Eine Rolle spielt dabei sicherlich der tröstliche Satz: „Fürchtet euch nicht!“ Aber entscheidend ist, dass es über diesen Satz hinaus einen Anhaltspunkt gibt, wie sich das analogielose Geschehen der Geburt dieses Kindes mit vertrauten Vorstellungen in Verbindung bringen lassen könnte. Indem der Engel nämlich den Neugeborenen als den Christus (auf Hebräisch: den Messias) ausweist, ruft er inmitten der unvertrauten Situation einen vertrauten Begriff auf. Auf das gleißende Licht können sich die Hirten keinen Reim machen, zum Stichwort Messias hingegen fällt ihnen allerhand ein. Rettung, Erlösung, Gerechtigkeit: Mit der Assoziation von Bedeutungen kehrt sogleich auch ein Handlungsimpuls zurück, der sie schließlich zur Krippe aufbrechen lässt.

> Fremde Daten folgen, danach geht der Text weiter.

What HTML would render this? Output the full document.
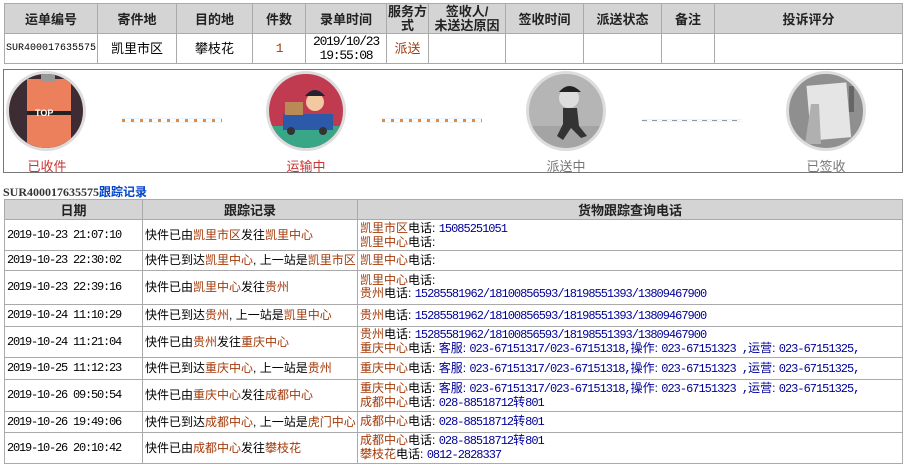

Leben in Undurchsichtigkeit

Häufig ist davon die Rede, die gegenwärtige Pandemie rücke den Menschen ihre Zerbrechlichkeit ins Bewusstsein. Aber was macht diese Zerbrechlichkeit eigentlich bei näherem Hinsehen aus? Ausgehend von der Hirtenszene lässt sich sagen: Als zerbrechlich erlebt sich der Mensch so lange, wie ihm seine Situation undurchsichtig ist. Ein Gefühl seiner Stabilität erlangt er dann zurück, wenn die Wirklichkeit Ansätze klarer Konturen erkennen lässt. Ein probates Mittel, um solche Konturen herauszuarbeiten, sind ebenso allgemeine wie vertraute Begriffe, mit deren Hilfe sich die Realität immerhin versuchsweise erschließen lässt.

Sarah Spiekermann-Hoff hat vor zwei Wochen in dieser Zeitung angeregt, den Corona-Winter als einen „Wahrheitsmoment“ im Sinne Alain Badious aufzufassen. Die Pandemie ist in diesem Sinne ein Ereignis, das die Menschen nicht etwa auf die eine oder andere neue Einsicht bringt, sondern die Weltsicht als Ganze mit einem neuen Vorzeichen versieht. Die Hirtenszene deutet an, wie sich derartige Wahrheitsmomente aus der Froschperspektive anfühlen: Vor der grundlegend neuen Sicht auf die Wirklichkeit steht eine Phase, in der sich schlichtweg gar nichts sehen lässt.